After 1500 days in Iraq and Afghanistan, I’ve grown accustomed to the worst-case scenario. My mind started racing immediately. How would I adjust to make sure she was cared for?
For no reason, to be honest. But I was mad. I shook my hand at G*d.
Little did I realize that her autism was part of my healing path.
My daughter is wicked smart (I write that in a Boston accent). She wakes up in the morning and often starts reading. Her playroom is full of books. She not only memorizes the stories, but she also plays them out. It’s astonishing.
This week, we started with Presidents. She’s 3, and she’s already memorized quite a few of them. She studies things intensely, from all angles, before feeling comfortable. Her mind is ferocious.
When I read books to her, she will stop me in the middle of a sentence if I forget a word—even if she’s halfway across the room.
“No. Back.”
We wrestle every day on the bed. We do body slams, piledrivers, backbreakers, suplexes, and sleeper holds (after I put her in a sleeper hold, she pretends to go to sleep). It’s a lot of fun.
She’s a special little girl.
To be honest, I wanted a boy. Of course, I had planned out an entire training regimen in my head. When would I give him his first weapon? (Deal with it.) When would I teach him to fight?
But, instead, and thank G*d for it, I got a little girl. I needed my little girl. She softens me—and, maybe you’ve noticed, I might need a softer edge occasionally.
Well, she provides that to me. I’m learning to remain present. I’m trying to enjoy the simple moments in life instead of constantly pursuing the next thing.
Be here. Right now. With her.
My mind has never worked that way. It races. Four years in war will do that to a man. I’m constantly unpacking decisions, analyzing them, and making sure my plans to take care of my family will succeed.
To quote The Godfather, “A man that doesn’t spend time with his family can never be a real man.”
However, protecting and providing for my little family differs from spending time with them. So, as I plot my next steps in life, I’m learning to be with them. I’m not great at it, but I’m making the effort.
However, the time with my daughter helps me heal the most. She gets frustrated easily (she comes by it honestly). When I miss a page in a book or a song doesn’t go exactly how she memorized it, it crushes her soul.
I know how that feels.
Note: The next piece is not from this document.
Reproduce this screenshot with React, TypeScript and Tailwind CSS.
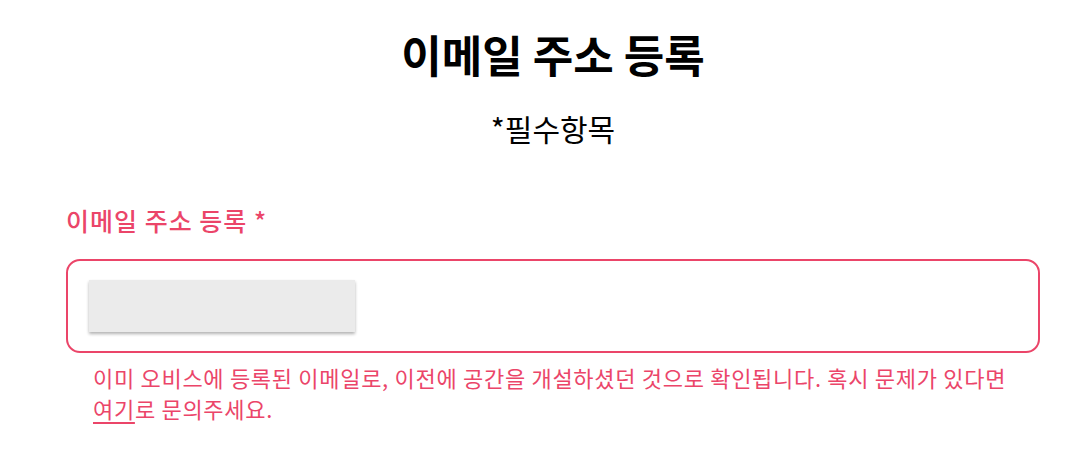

Afghanistan crushed my soul.
So now, I often cry along with her. It’s important that she sees Daddy cry so she knows there’s nothing wrong with it. We share tears—and also laugh.
She’s helping me heal from these wars, and I’m helping her deal with this world. It’s a beautiful thing.
She will have challenges. She’s learning to read a room and act appropriately. It will take time, but I have all of it to give. And there’s nothing more important than her.
Nothing.
Until Next Time.
In my experience, most autistic kids have some form of intellectual super-power, an area of exceptional ability or excellence that sets them far above their peers, and which, if properly nourished and encouraged, will lead to a happy and satisfying life. Take advantage of the resources offered by your local early-childhood intervention program, usually administered by your local school district. They have an amazingly effective toolbox for helping your child in those areas where they may need a little extra help in fitting in with their peers.